Çünkü onun adı sadece sahada değil, halkın kalbinde yaşamaya devam ediyor.

Garrincha’nın Felsefesi

Garrincha kariyeri boyunca hiçbir teknik direktörle taktik konuşmadı.
Formasyon, pres, alan daraltma gibi kavramlarla ilgilenmedi.
Top ayağına geldiğinde ne yapacağına karar vermedi,
hissetti.

Ve bu hisler onun futboluna her zaman çocuksu bir doğallık verdi.
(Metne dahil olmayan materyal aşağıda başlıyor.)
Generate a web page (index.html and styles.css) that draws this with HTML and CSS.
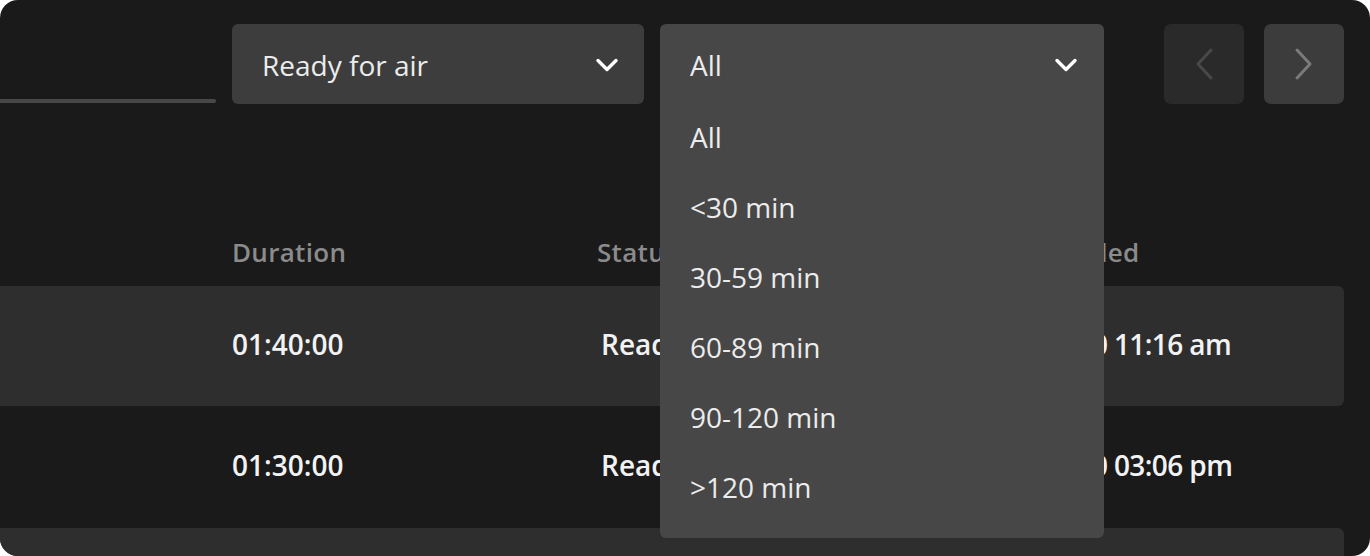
FILE: index.html
```html
<!DOCTYPE html>
<html lang="en">
<head>
<meta charset="utf-8">
<title>Episodes</title>
<link rel="stylesheet" href="styles.css">
</head>
<body>
<div class="card">
  <div class="toolbar">
    <div class="tab"><span class="tab-line"></span></div>
    <div class="select">
      <span class="select-label">Ready for air</span>
      <svg class="chev" width="24" height="16" viewBox="0 0 24 16"><path d="M3 3.5 L12 12.5 L21 3.5" fill="none" stroke="#fff" stroke-width="3.4" stroke-linecap="round" stroke-linejoin="round"/></svg>
    </div>
    <div class="select select-open">
      <span class="select-label">All</span>
      <svg class="chev" width="24" height="16" viewBox="0 0 24 16"><path d="M3 3.5 L12 12.5 L21 3.5" fill="none" stroke="#fff" stroke-width="3.4" stroke-linecap="round" stroke-linejoin="round"/></svg>
      <ul class="menu">
        <li>All</li>
        <li>&lt;30 min</li>
        <li>30-59 min</li>
        <li>60-89 min</li>
        <li>90-120 min</li>
        <li>&gt;120 min</li>
      </ul>
    </div>
    <div class="pager">
      <button class="page-btn disabled" aria-label="Previous">
        <svg width="20" height="34" viewBox="0 0 20 34"><path d="M17 3 L4 17 L17 31" fill="none" stroke="currentColor" stroke-width="3" stroke-linecap="round" stroke-linejoin="round"/></svg>
      </button>
      <button class="page-btn" aria-label="Next">
        <svg width="20" height="34" viewBox="0 0 20 34"><path d="M3 3 L16 17 L3 31" fill="none" stroke="currentColor" stroke-width="3" stroke-linecap="round" stroke-linejoin="round"/></svg>
      </button>
    </div>
  </div>

  <div class="table">
    <div class="thead">
      <span class="col col-dur">Duration</span>
      <span class="col col-status">Status</span>
      <span class="col col-date">Scheduled</span>
    </div>
    <div class="row shaded">
      <span class="col col-dur">01:40:00</span>
      <span class="col col-status val-status">Ready for air</span>
      <span class="col col-date">6/1/20 11:16 am</span>
    </div>
    <div class="row">
      <span class="col col-dur">01:30:00</span>
      <span class="col col-status val-status">Ready for air</span>
      <span class="col col-date">5/1/20 03:06 pm</span>
    </div>
    <div class="row shaded">
      <span class="col col-dur">01:20:00</span>
      <span class="col col-status val-status">Ready for air</span>
      <span class="col col-date">4/1/20 10:02 am</span>
    </div>
  </div>
</div>
</body>
</html>
```

FILE: styles.css
```css
* { box-sizing: border-box; }
html, body {
  margin: 0;
  padding: 0;
  background: #ffffff;
}
body {
  font-family: "Open Sans", Lato, "Liberation Sans", sans-serif;
  color: #ececec;
}
.card {
  width: 1370px;
  height: 556px;
  background: #1a1a1a;
  border-radius: 18px;
  overflow: hidden;
  position: relative;
}
.toolbar {
  display: flex;
  align-items: flex-start;
  padding-top: 24px;
  height: 104px;
}
.tab {
  width: 216px;
  height: 80px;
  display: flex;
  align-items: flex-end;
  flex-shrink: 0;
}
.tab-line {
  display: block;
  width: 222px;
  height: 4px;
  margin-left: -6px;
  background: #474747;
  border-radius: 2px;
  transform: translateY(-1px);
}
.select {
  position: relative;
  margin-left: 16px;
  width: 412px;
  height: 80px;
  background: #3d3d3d;
  border-radius: 6px;
  display: flex;
  align-items: center;
  justify-content: space-between;
  padding: 2px 25px 0 30px;
  flex-shrink: 0;
}
.select-open {
  width: 444px;
  background: #474747;
  border-radius: 6px 6px 0 0;
  z-index: 5;
  padding-right: 26px;
}
.select-label {
  font-size: 28px;
  color: #ececec;
  line-height: 1;
}
.chev { display: block; }
.menu {
  position: absolute;
  left: 0;
  top: 78px;
  width: 444px;
  margin: 0;
  padding: 0 0 16px 30px;
  list-style: none;
  background: #474747;
  border-radius: 0 0 6px 6px;
}
.menu li {
  height: 70px;
  display: flex;
  align-items: center;
  font-size: 28px;
  line-height: 1;
  color: #ececec;
}
.pager {
  display: flex;
  gap: 20px;
  margin-left: 60px;
}
.page-btn {
  width: 80px;
  height: 80px;
  border: 0;
  border-radius: 7px;
  background: #3c3c3c;
  color: #7a7a7a;
  display: flex;
  align-items: center;
  justify-content: center;
  padding: 0;
}
.page-btn.disabled {
  background: #2a2a2a;
  color: #494949;
}
.table {
  padding-top: 118px;
}
.thead {
  height: 64px;
  padding-bottom: 4px;
  display: flex;
  align-items: center;
}
.thead .col {
  font-size: 26px;
  font-weight: 600;
  letter-spacing: 0.3px;
  color: #8b8b8b;
}
.row {
  height: 120px;
  width: 1344px;
  padding-bottom: 4px;
  display: flex;
  align-items: center;
  margin-bottom: 1px;
  border-radius: 0 6px 6px 0;
}
.row.shaded { background: #2e2e2e; }
.row .col {
  font-size: 28px;
  font-weight: 600;
  color: #f2f2f2;
}
.col { display: block; white-space: nowrap; line-height: 1; }
.col-dur { width: 597px; padding-left: 232px; flex-shrink: 0; }
.col-status { width: 440px; flex-shrink: 0; }
.val-status { padding-left: 4px; }
.col-date { flex-shrink: 0; }
.thead .col-date { margin-left: -30px; }
.row .col-date { margin-left: -12px; letter-spacing: -0.6px; }
```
Bir keresinde genç bir oyuncuya şöyle demişti:

“Topu ayağına alınca, onu arkadaşın gibi gör.
Onu zorlamaya çalışma. O zaman seni bırakmaz.”

Bu, futbol tarihinin en sade ama en derin öğretilerinden biridir.

Sonsuzlukla Kapanan Çalımlar

Garrincha’nın hayatı zor, futbolu zarif, ölümü sessizdi.
Ama arkasında bıraktığı miras, hiçbir futbolcunun erişemediği bir saf duygu bıraktı.

Onun çalımları artık stadyumlarda değil,
anı kitaplarında, belgesellerde, futbolcu dualarında yaşıyor.

Ve o, asla “en iyi futbolcu” olmadı belki…
Ama herkesin gönlünde “en sevilen” olmayı başardı.